Tuesday, December 4, 2012

Round and Round and Round It Goes, Where It Stops Nobody Knows....

Where am I needed. I know I need to go somewhere, to experience something I have never experienced, to see the world in all her glory and in all her suffering as well. We have it too good here in the US. We complain about healthcare when there are people in the world who have nothing near healthcare. We complain about not having a dollar in our pocket when in some places, a dollar is more than enough to feed a child for month. We complain about our pillow being lumpy, our house being too cold, our rain being two wet when elsewhere they pray for rain, they pray for a pillow, and they shiver through the cold because they know, deep in their hearts, that the sun will come again to warm their souls.

Africa is calling my name, I can hear her voice in the wind, I can see her need in my heart and I can fell that is is the right place to be in my life. I need to give more than I need to receive. Yes, to have a job, a home, money, a family, that would be nice but at this point in my life, it's not what I want. Not at all. I want to see the world, I want to help those who need it, I want to learn the lessons of life that you can only learn around a fire from a village elder. I want to know how life is supposed to be live, how laughter is supposed to feel, how love can overcome all. I want to know the world so in turn, the world will know me. To make a child smile, to make a difference in a life, to change the future, that is what I am meant to do and it is worth more to me than any dollar I could ever earn.

Monday, August 27, 2012

Finding our way through the darkness.

"We cannot hold a torch to light another’s path without brightening our own."

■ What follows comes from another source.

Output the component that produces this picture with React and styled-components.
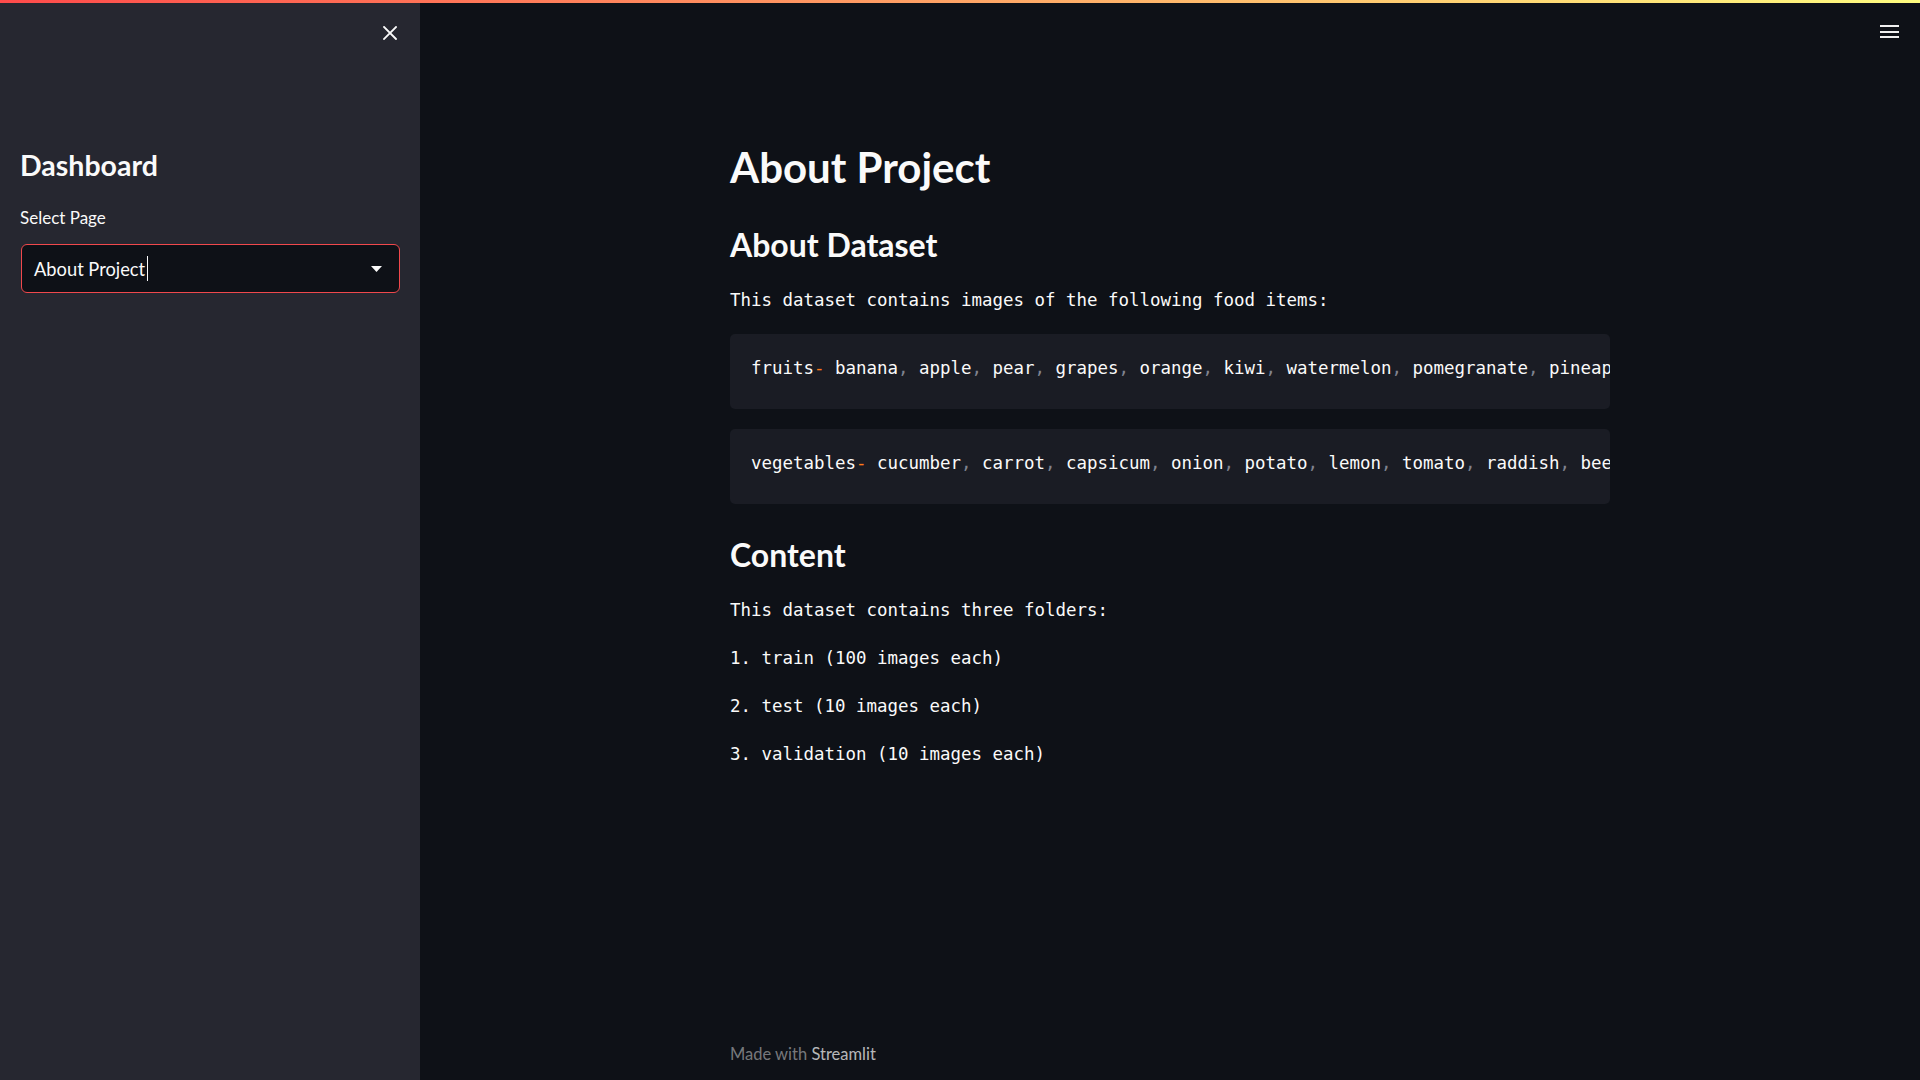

I've wanted to start a blog for quite a long time now, and it finally occurred to me to do it after my trip to Costa Rica (More to come on that in a later post). Today I want to talk about the quote that begins this post. I think that helping people is one of the greatest feelings in the world. But when we help someone else, is it okay that it might help ourselves as well? It is okay if we gain something while giving something? It is selfish to think that by doing something good for someone else that it should do something good for me?
Today, while pumping gas, a young woman approached me and asked for money to help her fill her tank. Instantly, I shrugged it off, told her that I didn't have any cash to give her (which was totally true) and let her go on the next person. But something inside of me started grumbling. How could I refuse to help another person when I just spent a week helping those in need? I didn't know her story, I didn't know if she was telling the truth, I didn't know if she would actually use the money for gas or not. Then I looked behind me, sitting in the passenger seat of her old beat up truck was her boyfriend and he was sitting with his head leaning on the dash with a totally worn out, beaten down look. It was as if life had just knocked him for a loop multiple times. The grumbling inside of me grew stronger and it made me realize that this is a chance we are given to share the love and compassion in our lives. This was a chance to make someone else's day a little bit brighter. 
A few months back, on my 25th birthday, I decided that I was going to do 25 things on my bucket list and in turn help others accomplish something as well. Now I know that pumping gas into your car is not on anyone's bucket list but today, it was on my today list. As I was driving down the road and thinking about getting gas, I decided not to get it tonight, but my inner voice told me to pull in there. Something was telling me to go to the gas station and so I did. One of the items on my BL is 33. Help someone in a time of need and today was the day that I got to cross that one off the list. After my brain realized what to do, I walked over the pump the couple was parked at, told her to open her gas tank cap, put my credit card into the machine and started to fill up her truck. When the dollar amount rolled to $15 she and her boyfriend told me to stop but I told her I would do $20 and the look on their face was totally worth it. They both didn’t know what to say or to do and you could tell that no one had ever helped them like that before. She said they expected to get enough money for maybe a gallon of gas, let alone 5. She begged me for my phone number, name, or a way to contact me so they could pay me back but I politely refused and told them to just pay it forward when they encounter someone else in need. I smiled and said goodbye and drove away with a deep sense of doing something good.  
It is okay to light another's path while we gain from the light ourselves? I think it is, actually I know it is, because we are all in this world together. The only think I gained from this is a good feeling of helping another in a time of need, and if that is wrong, I don't want to be right. 

Light someone else's path and maybe you will find the way along your own.